Why is the catchphrase design thinking the big buzzword these days?  Somehow alongside a massive cultural focus on innovation, companies are lusting toward design-thinking as a strategy to reframe old problems and create new, radical solutions.  Yet how many organizations maintain an internal structure to accommodate such endeavors?  How many organizations can afford to do so, when the premise of design is to take risks over and over again until something works?  Not to mention, design is merely a tool equitable to all other tools for solving problems.  Design solutions are by no means better, they are simply nicer to look at, easier to sell, and sometimes not as predictable.

Now after paging through Forbes or entrepreneur magazines, it seems that all the people who are lusting for design solutions are non-designers. I wonder what they are hoping to find?  Anyway,  I'm fine with the trend because when I came out of art school, I didn't plan on ever making much money or being in high demand - but all that has changed.  Thanks!

Tip #2: Always include filigrees
to come across as hip but refined.
I find it fascinating, and somewhat comical, that so many organizations suddenly want to be design companies.  Having started my career as a designer, I admit that directing my career into urban planning, economics, and conflict studies was extremely difficult.  There were countless hurdles to acceptance among other development professionals who would immediately question the value of my education.  Once I had a job interview with an ngo that kept asking about my BFA throughout the interview... even though I had masters degrees and work experience in their sector for 6 years,  having graduated from art school nearly 10 years past.   During that 8 years, I also had to work 10 times as hard as my peers to acquire a fundamental knowledge-base in statistics, research methods, and contextual knowledge.  It is only natural that the challenges go the other way as well... even though it is a popular ideology that anyone can do art and design, this is far from the truth.  Like anything else, one has to work their way up and there are many sleepless nights.  Not to mention, design isn't like some disciplines where one merely needs to be smarter than the competition, as a design project easily entails hundreds of hours with no guarantee of success.  For all the companies that suddenly want to become design firms, they are about to face a barrage unexpected hurdles.

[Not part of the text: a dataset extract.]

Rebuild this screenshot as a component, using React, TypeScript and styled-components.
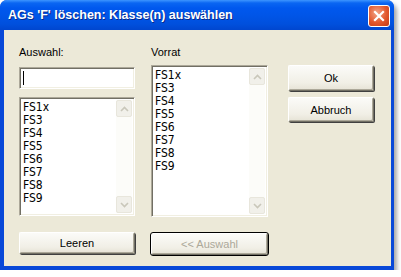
import React from 'react';
import styled, { createGlobalStyle } from 'styled-components';

const GlobalStyles = createGlobalStyle`
  html, body {
    margin: 0;
    padding: 0;
    background: #ffffff;
  }
  * {
    box-sizing: border-box;
  }
`;

const Window = styled.div`
  width: 394px;
  height: 270px;
  border-radius: 7px 7px 0 0;
  background: #0848d8;
  box-shadow: 3px 4px 4px rgba(0, 0, 0, 0.35);
  display: flex;
  flex-direction: column;
  overflow: hidden;
`;

const TitleBar = styled.div`
  height: 30px;
  flex: none;
  display: flex;
  align-items: center;
  justify-content: space-between;
  padding: 0 4px 1px 8px;
  background: linear-gradient(
    #3d95ff 0px,
    #0a66f2 3px,
    #0058ee 8px,
    #0055e8 50%,
    #0050dd 80%,
    #0046cf 100%
  );
`;

const Title = styled.span`
  font-family: 'Liberation Sans', Arial, sans-serif;
  font-weight: bold;
  font-size: 12.5px;
  color: #ffffff;
  text-shadow: 1px 1px #0a2a8a;
  white-space: nowrap;
`;

const CloseButton = styled.div`
  width: 22px;
  height: 22px;
  margin-top: 2px;
  border: 1px solid #ffffff;
  border-radius: 3px;
  background: radial-gradient(circle at 40% 35%, #f2a68a 0%, #e2572d 55%, #c23a14 100%);
  display: flex;
  align-items: center;
  justify-content: center;
`;

const Frame = styled.div`
  flex: 1;
  margin: 0 3px 4px 4px;
  background: #ece9d8;
  display: grid;
  grid-template-columns: 116px 117px 90px;
  column-gap: 16px;
  padding: 16px 0 0 15px;
  font-family: 'Liberation Sans', Arial, sans-serif;
  font-size: 11px;
  color: #000000;
  & > :nth-child(3) {
    margin-left: 4px;
  }
`;

const Column = styled.div`
  display: flex;
  flex-direction: column;
`;

const Label = styled.div`
  height: 13px;
  line-height: 13px;
  margin-bottom: ${(p: { gap: number }) => p.gap}px;
`;

const Sunken = styled.div`
  background: #ffffff;
  border-style: solid;
  border-width: 1px;
  border-color: #aca899 #ffffff #ffffff #aca899;
  box-shadow: inset 1px 1px #716f64, inset -1px -1px #f1efe2;
`;

const TextBox = styled(Sunken)`
  height: 22px;
  padding: 3px 0 0 3px;
  margin-bottom: 8px;
`;

const Caret = styled.div`
  width: 1px;
  height: 14px;
  background: #000000;
`;

const ListBox = styled(Sunken)`
  height: ${(p: { h: number }) => p.h}px;
  display: flex;
  padding: 2px;
`;

const Items = styled.div`
  flex: 1;
  padding: 1px 0 0 1px;
  font-family: 'DejaVu Sans Condensed', 'Liberation Sans', Arial, sans-serif;
  font-size: 12px;
  line-height: 13px;
`;

const ScrollBar = styled.div`
  width: 16px;
  display: flex;
  flex-direction: column;
  background: #fcfcf9;
`;

const ScrollTrack = styled.div`
  flex: 1;
`;

const ScrollArrow = styled.div`
  height: 17px;
  border: 1px solid #e8e6dc;
  border-radius: 2px;
  background: #f1f0ea;
  display: flex;
  align-items: center;
  justify-content: center;
`;

const Button = styled.div`
  height: ${(p: { h?: number }) => p.h ?? 22}px;
  border-radius: 2px;
  border: 1px solid;
  border-color: #ffffff #716f64 #716f64 #ffffff;
  box-shadow: 1px 1px #404040, inset -1px -1px #aca899;
  background: linear-gradient(#fbfbf8, #f1efe6 70%, #e6e3d6);
  display: flex;
  align-items: center;
  justify-content: center;
  font-size: 11px;
  color: #000000;
  margin-bottom: 6px;
`;

const DisabledButton = styled(Button)`
  color: #aca899;
  outline: 1px solid #000000;
  box-shadow: inset -1px -1px #aca899;
`;

const Bottom = styled.div`
  margin-top: 16px;
`;

const Chevron = ({ up }: { up?: boolean }) => (
  <svg width="9" height="6" viewBox="0 0 9 6">
    <path
      d={up ? 'M1 5 L4.5 1.5 L8 5' : 'M1 1 L4.5 4.5 L8 1'}
      fill="none"
      stroke="#c9c7ba"
      strokeWidth="1.6"
    />
  </svg>
);

const items = ['FS1x', 'FS3', 'FS4', 'FS5', 'FS6', 'FS7', 'FS8', 'FS9'];

function List({ h }: { h: number }) {
  return (
    <ListBox h={h}>
      <Items>
        {items.map((it) => (
          <div key={it}>{it}</div>
        ))}
      </Items>
      <ScrollBar>
        <ScrollArrow>
          <Chevron up />
        </ScrollArrow>
        <ScrollTrack />
        <ScrollArrow>
          <Chevron />
        </ScrollArrow>
      </ScrollBar>
    </ListBox>
  );
}

export default function App() {
  return (
    <>
      <GlobalStyles />
      <Window>
        <TitleBar>
          <Title>AGs 'F' löschen: Klasse(n) auswählen</Title>
          <CloseButton>
            <svg width="12" height="12" viewBox="0 0 12 12">
              <path d="M2 2 L10 10 M10 2 L2 10" stroke="#ffffff" strokeWidth="2.2" strokeLinecap="square" />
            </svg>
          </CloseButton>
        </TitleBar>
        <Frame>
          <Column>
            <Label gap={8}>Auswahl:</Label>
            <TextBox>
              <Caret />
            </TextBox>
            <List h={119} />
            <Bottom>
              <Button>Leeren</Button>
            </Bottom>
          </Column>
          <Column>
            <Label gap={6}>Vorrat</Label>
            <List h={152} />
            <Bottom>
              <DisabledButton>&lt;&lt; Auswahl</DisabledButton>
            </Bottom>
          </Column>
          <Column>
            <Label gap={6} />
            <Button h={26}>Ok</Button>
            <Button h={25}>Abbruch</Button>
          </Column>
        </Frame>
      </Window>
    </>
  );
}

Take for example the firm Caerus Associates.  Headed up by military strategist David Kilcullen, Caerus is a defense strategy consultancy that has initiated a transition toward working as a design firm.  Yet when you look at their amateur website, it is evident that the one thing they really lack is an understanding of design.  To make matters worse, the source code on their site shows that they didn't even do it in-house, but passed it to a group of young WashingtonDC hipsters who probably did it below market value in hope of building a better business relationship down the road.  The fact that Caerus didn't reject the outsourced site design shows just how much more they need to learn before they can actually do decent work for someone else.  If something as fundamental as a basic CSS site is such a design obstacle, do you really want such a firm proposing urban design solutions for an entire city or nation?  

Tip #3:  Always include helvetica in your photoshop images,
ideally contrasted with a font no one can read [Pic by Mitch]
If a client is searching for design based solutions why bother hiring social scientists wanting to be designers when there are plenty of design firms out there that work in complicated areas.  Just off the top of my head I can think of SAYA/Design for Change,  Urban-Think-TankSolidere.  Will their solutions work?  Maybe, but not necessarily because they are design firms and architects are trained to approach social space as a design space rather than as social enterprise.  But at least you are getting designers if that is what you are looking for.   


Reconciling complex social problems with product-oriented solutions is a monumental task and very few people have the training within both domains to accomplish this feat.  If it was easy, urban design and planning wouldn't be so reliant on professional trends. The majority of architectural and planning solutions would extend far beyond the standard application of mixed-use urban development (maybe retail on the bottom with housing on top, whoa!), green-belt buffer zones, bicycle paths, pedestrian streets, community mapping exercises, economic incubators, zoning codes, voucher programs, community design centers, PAR, and public-private partnerships. 

Tip #4: Use QR Codes all the time
since no one uses them outside of Asia
So why keep recycling solutions and pretending it is something new and innovative? The present focus on design-based social innovation is simply another trend.  It is equitable to the industrialist trends of 1890s, the garden city concepts of the 1900s, the Le Corbusier inspired highway elevations of the 1950s.  Then of course there is the creative cities and new urbanism movements of the 1990s, the sustainability movement of the last 10 years and the overwhelmingly popular interest in urban resilience that is happening these days.  All of these trends are permutations of the same thing more or less, varying only by degree.  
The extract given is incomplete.